– Удушили гражданку Баранову, – машинально произнес Зайцев.

Хлопнула вспышка, на миг обдав комнату светом.

Струну, однако, так и не нашли.


«Не первой молодости». Зайцев сверился с делом. Фаине Барановой было 34 года. Потом с маленькой фотографией. Застывший взгляд, сжатые губы, типичный снимок на пропуск. Жила одна. Двоюродная сестра в Киеве, о других родственниках соседи не знали. Опять эти соседи!

Зайцев отвел снимок подальше, как будто стараясь увидеть Фаину Баранову своими собственными, не соседскими глазами.

Он, пожалуй, согласен с Крачкиным: для своего возраста Фаина Баранова выглядела если и не старо, то болезненно. Лицо одутловатое, под глазами темные мешки. Хотя кто сейчас хорошо выглядит? Скверная еда, изматывающая служба. По очередям набегается, по дому покрутится, а с утра самого снова ввинчивается в трамвай – и опять на службу. «Но брови-то выщипала», – отметил Зайцев.

И метелка. Такой метелкой домработницы сметают пыль. Хозяйки предпочитают обычную тряпку.

Зайцев подошел к двери и крикнул в коридор:

– Слушай, Серафимов!

Послушал. Идет. Вернулся к снимкам. В дверях появился Серафимов.

– Проверить, Сима, надо, не ходила ли к Барановой домработница. А то мало ли. Тут она домработница, а там она наводчица.

– Соседи показали, что ничего не украдено.

– Все-то они в этой квартире друг о друге знают, – недовольно проговорил Зайцев. – Такая ли она дружная, квартирка эта, тоже еще проверить надо.

Серафимов не ответил.

Зайцев надавил пальцами на закрытые глаза: желтый электрический свет впился в висок. «Красная роза – эмблема любви». А когда открыл, поверх папки лежал опрятный листок. Фигура Серафимова маячила рядом. Наверху листа было выведено четким семинарским почерком: «Заявление».

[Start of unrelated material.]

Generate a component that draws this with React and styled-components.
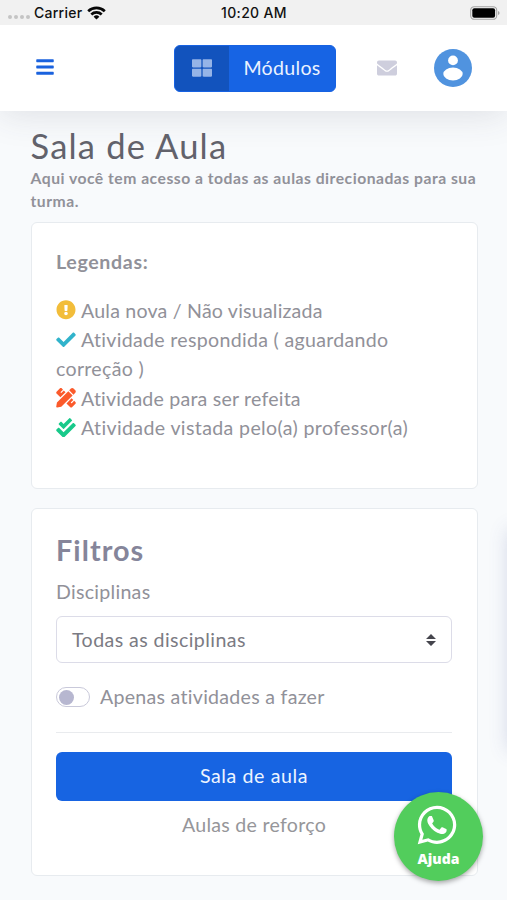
import React from "react";
import styled, { createGlobalStyle } from "styled-components";
import {
  FaBars,
  FaCheck,
  FaCheckDouble,
  FaEnvelope,
  FaExclamationCircle,
  FaPencilRuler,
  FaThLarge,
  FaWhatsapp,
} from "react-icons/fa";

const GlobalStyle = createGlobalStyle`
  * { box-sizing: border-box; }
  html, body { margin: 0; padding: 0; background: #f8fafc; }
  body { font-family: Lato, "Open Sans", sans-serif; font-size: 19.6px; line-height: 29.3px; color: #919199; }
  h1, h2, p { margin: 0; }
`;

const Screen = styled.div`
  position: relative;
  height: 900px;
  overflow: hidden;
  display: flex;
  flex-direction: column;
  background: #f8fafc;
`;

const StatusBar = styled.div`
  flex: none;
  height: 25px;
  padding: 0 7px 0 8px;
  display: grid;
  grid-template-columns: 1fr auto 1fr;
  align-items: center;
  background: #f1f1f1;
  color: #111;
  font: 500 14px/25px Inter, sans-serif;
  z-index: 1;
`;

const Carrier = styled.div`
  display: flex;
  align-items: center;
  letter-spacing: 0.25px;
  svg { margin-left: 5px; }
`;

const SignalDots = styled.span`
  display: flex;
  gap: 2px;
  margin: 9px 4px 0 0;
  i { width: 4px; height: 4px; border-radius: 50%; background: #c4c4c4; }
`;

const Clock = styled.div`
  letter-spacing: 0.35px;
`;

const Battery = styled.svg`
  justify-self: end;
`;

const Header = styled.header`
  flex: none;
  height: 86px;
  padding: 0 35px 0 35px;
  display: flex;
  align-items: center;
  background: #fff;
  box-shadow: 0 2px 36px rgba(58, 62, 78, 0.15);
`;

const MenuButton = styled.button`
  display: flex;
  padding: 0 0 3px;
  border: 0;
  background: none;
  color: #1a62de;
`;

const ModulesButton = styled.button`
  display: flex;
  width: 162px;
  height: 47px;
  margin-left: 119px;
  padding: 0;
  border: 1px solid #1762e2;
  border-radius: 6px;
  overflow: hidden;
  background: #1764e4;
  color: #eaf2ff;
  font: inherit;
  letter-spacing: 0.3px;
`;

const ModulesIcon = styled.span`
  width: 54px;
  height: 100%;
  padding-bottom: 1px;
  display: flex;
  align-items: center;
  justify-content: center;
  background: #1253bd;
  color: #95b4e7;
`;

const ModulesLabel = styled.span`
  flex: 1;
  align-self: center;
  text-align: center;
`;

const MailIcon = styled(FaEnvelope)`
  margin-left: 41px;
  color: #cecedd;
`;

const Avatar = styled.svg`
  margin-left: auto;
`;

const Content = styled.main`
  padding: 13.5px 29.5px 0 30.5px;
`;

const Title = styled.h1`
  padding-bottom: 1px;
  font-size: 34.5px;
  line-height: 41px;
  font-weight: 400;
  letter-spacing: 1.2px;
  color: #62626b;
`;

const Subtitle = styled.p`
  font-size: 15.7px;
  line-height: 23.5px;
  font-weight: 700;
  letter-spacing: 0.5px;
  white-space: nowrap;
`;

const Card = styled.section`
  height: ${(p) => p.$height}px;
  margin-top: ${(p) => p.$gap}px;
  padding: 24px 24.5px;
  border: 1px solid #e7ebef;
  border-radius: 6px;
  background: #fff;
`;

const LegendTitle = styled.p`
  margin-bottom: 19.4px;
  font-weight: 700;
  letter-spacing: 0.65px;
`;

const LegendItem = styled.div`
  letter-spacing: ${(p) => p.$track}px;
  white-space: nowrap;
  svg {
    width: 20px;
    height: 19.6px;
    margin-right: 5px;
    vertical-align: -2.4px;
    color: ${(p) => p.$color};
  }
`;

const FilterTitle = styled.h2`
  margin-bottom: 8.8px;
  font-size: 28.8px;
  line-height: 35.3px;
  font-weight: 700;
  letter-spacing: 1.05px;
  color: #85859a;
`;

const Label = styled.div`
  letter-spacing: 0.27px;
`;

const SelectBox = styled.div`
  height: 47px;
  margin-top: 10px;
  padding: 0 15px;
  display: flex;
  align-items: center;
  justify-content: space-between;
  border: 1.5px solid #dcdce8;
  border-radius: 6px;
  color: #7b7b83;
  letter-spacing: 0.42px;
`;

const SwitchRow = styled.div`
  margin-top: 19px;
  display: flex;
  align-items: center;
  gap: 10px;
  letter-spacing: 0.27px;
`;

const Switch = styled.span`
  width: 34px;
  height: 20px;
  padding: 2px;
  border: 1.5px solid #c9c9da;
  border-radius: 10px;
  &::before {
    content: "";
    display: block;
    width: 15px;
    height: 15px;
    border-radius: 50%;
    background: #b7b7d0;
  }
`;

const Divider = styled.hr`
  margin: 20px 0 19.5px;
  border: 0;
  border-top: 1px solid #e9ebee;
`;

const Tab = styled.div`
  height: 49px;
  line-height: 48px;
  border-radius: 6px;
  text-align: center;
  background: ${(p) => (p.$active ? "#1764e2" : "transparent")};
  color: ${(p) => (p.$active ? "#edf4ff" : "#96969a")};
  letter-spacing: ${(p) => (p.$active ? 0.6 : 0.27)}px;
`;

const SideShadow = styled.div`
  position: absolute;
  left: 509px;
  top: 530px;
  width: 60px;
  height: 220px;
  box-shadow: 0 0 20px rgba(70, 80, 150, 0.22);
`;

const HelpButton = styled.button`
  position: absolute;
  left: 394px;
  top: 792px;
  width: 89px;
  height: 89px;
  padding: 11px 0 0;
  display: flex;
  flex-direction: column;
  align-items: center;
  border: 0;
  border-radius: 50%;
  background: #52cd5c;
  box-shadow: 0 2px 5px rgba(0, 0, 0, 0.35);
  color: #fff;
  font: 800 14px/20px "Open Sans", sans-serif;
  svg { margin-right: 4px; }
`;

const HelpLabel = styled.span`
  margin-top: 1.5px;
`;

const legends = [
  { icon: FaExclamationCircle, color: "#f2bd3a", track: 0.2, text: "Aula nova / Não visualizada" },
  { icon: FaCheck, color: "#31b3cb", track: 0.3, text: <>Atividade respondida ( aguardando<br />correção )</> },
  { icon: FaPencilRuler, color: "#fb5a2b", track: 0.2, text: "Atividade para ser refeita" },
  { icon: FaCheckDouble, color: "#18c98a", track: 0.36, text: "Atividade vistada pelo(a) professor(a)" },
];

export default function App() {
  return (
    <Screen>
      <GlobalStyle />
      <StatusBar>
        <Carrier>
          <SignalDots><i /><i /><i /><i /></SignalDots>
          Carrier
          <svg width="19" height="14" viewBox="0 0 19 14" fill="none" stroke="#080808" strokeWidth="2.7">
            <path d="M1.2 5.2a12 12 0 0 1 16.6 0" />
            <path d="M4.3 8.4a7.6 7.6 0 0 1 10.4 0" />
            <path d="M9.5 13.6 6.6 10.7a4.2 4.2 0 0 1 5.8 0Z" fill="#080808" stroke="none" />
          </svg>
        </Carrier>
        <Clock>10:20 AM</Clock>
        <Battery width="30" height="14" viewBox="0 0 30 14">
          <rect x="0.7" y="0.7" width="26" height="12.6" rx="3.6" fill="#f4f4f4" stroke="#a4a4a4" strokeWidth="1.1" />
          <rect x="2.3" y="2.3" width="22.8" height="9.4" rx="2" fill="#000" />
          <path d="M28 5v4q1.6-.6 1.6-2T28 5Z" fill="#a4a4a4" />
        </Battery>
      </StatusBar>

      <Header>
        <MenuButton aria-label="Menu">
          <FaBars size={20} />
        </MenuButton>
        <ModulesButton>
          <ModulesIcon><FaThLarge size={20} /></ModulesIcon>
          <ModulesLabel>Módulos</ModulesLabel>
        </ModulesButton>
        <MailIcon size={20} />
        <Avatar width="38" height="38" viewBox="0 0 38 38">
          <circle cx="19" cy="19" r="19" fill="#5093df" />
          <circle cx="19" cy="11.4" r="4.9" fill="#fff" />
          <ellipse cx="19" cy="25" rx="9.7" ry="6.4" fill="#fff" />
        </Avatar>
      </Header>

      <Content>
        <Title>Sala de Aula</Title>
        <Subtitle>
          Aqui você tem acesso a todas as aulas direcionadas para sua
          <br />
          turma.
        </Subtitle>

        <Card $height={267} $gap={8.5}>
          <LegendTitle>Legendas:</LegendTitle>
          {legends.map(({ icon: Icon, color, track, text }) => (
            <LegendItem key={color} $color={color} $track={track}>
              <Icon />
              {text}
            </LegendItem>
          ))}
        </Card>

        <Card $height={368} $gap={19}>
          <FilterTitle>Filtros</FilterTitle>
          <Label>Disciplinas</Label>
          <SelectBox>
            Todas as disciplinas
            <svg width="10" height="12" viewBox="0 0 10 12" fill="#45454d">
              <path d="M5 0 10 5H0ZM5 12 0 7h10Z" />
            </svg>
          </SelectBox>
          <SwitchRow>
            <Switch />
            Apenas atividades a fazer
          </SwitchRow>
          <Divider />
          <Tab $active>Sala de aula</Tab>
          <Tab>Aulas de reforço</Tab>
        </Card>
      </Content>

      <SideShadow />
      <HelpButton>
        <FaWhatsapp size={44} />
        <HelpLabel>Ajuda</HelpLabel>
      </HelpButton>
    </Screen>
  );
}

– Все, Сима, завтра все заявления, на сегодня – спать, – сказал Зайцев, поднимаясь. Стул под ним крякнул. – Что-то примяли меня эти сутки малость. Ничего уже не соображаю.

– Это мое заявление.

– Чего? – Зайцев напряг глаза: «…по собственному желанию». Снова глянул на Серафимова.

– Шутишь?

В полном соответствии с фамилией во внешности Серафимова было что-то пасхальное. Голубые глаза и нежный румянец, впрочем, обманывали. В бригаду Серафимов перевелся лет пять назад, в Ленинграде тогда еще на темных улицах звучали выстрелы, бандиты куражились вовсю. Сиживал Серафимов и в засадах, и под пули бандитские ходил.

Зайцев прочел заявление. Бросил листок на стол.

– Ты, Сима, видно, переутомился чуток. Бывает. Нечего тут заявления строчить сразу. На, забери. Отоспись иди. Я этого не видел.

Но Серафимов схватил его за рукав:

– Я серьезно, Вася.

Зайцеву не было и тридцати. Как почти всем в угрозыске. Но в таком случае именно что год-два решали больше, чем для иных десять лет. Зайцев был «тем самым» следователем Василием Зайцевым. Товарищем Зайцевым. И только для своей родной второй бригады оставался Васей.

– Сима, у нас людей не хватает. Мартышка с ночной засады на вызовы катается, Крачкин фотографирует вместо того, чтобы соседей опрашивать, а ты – увольняться?

Взгляд Серафимова удивил его.

– Я серьезно, – тихо повторил тот.

Зайцев посмотрел: да, похоже.

– Сядь-ка, Сима. Сядь.

Зайцев закрыл дверь кабинета, отрубив сизое щупальце табачного дыма, клубившееся из коридора.

Серафимов опустился на диван из «чертовой кожи». Зайцев сел на подоконник. Окно было нараспашку. Слышался тихий ровный плеск волн о гранитный парапет. С Фонтанки тянуло одновременно гнилью и свежестью.

– Ты, Вася, не трать время. Дело решенное, – тоскливо проговорил Серафимов.

Под тощим пиджачком у него на боку топорщился пистолет. На Серафимове с его кудрями, глазами, щечками пистолет казался детской игрушкой.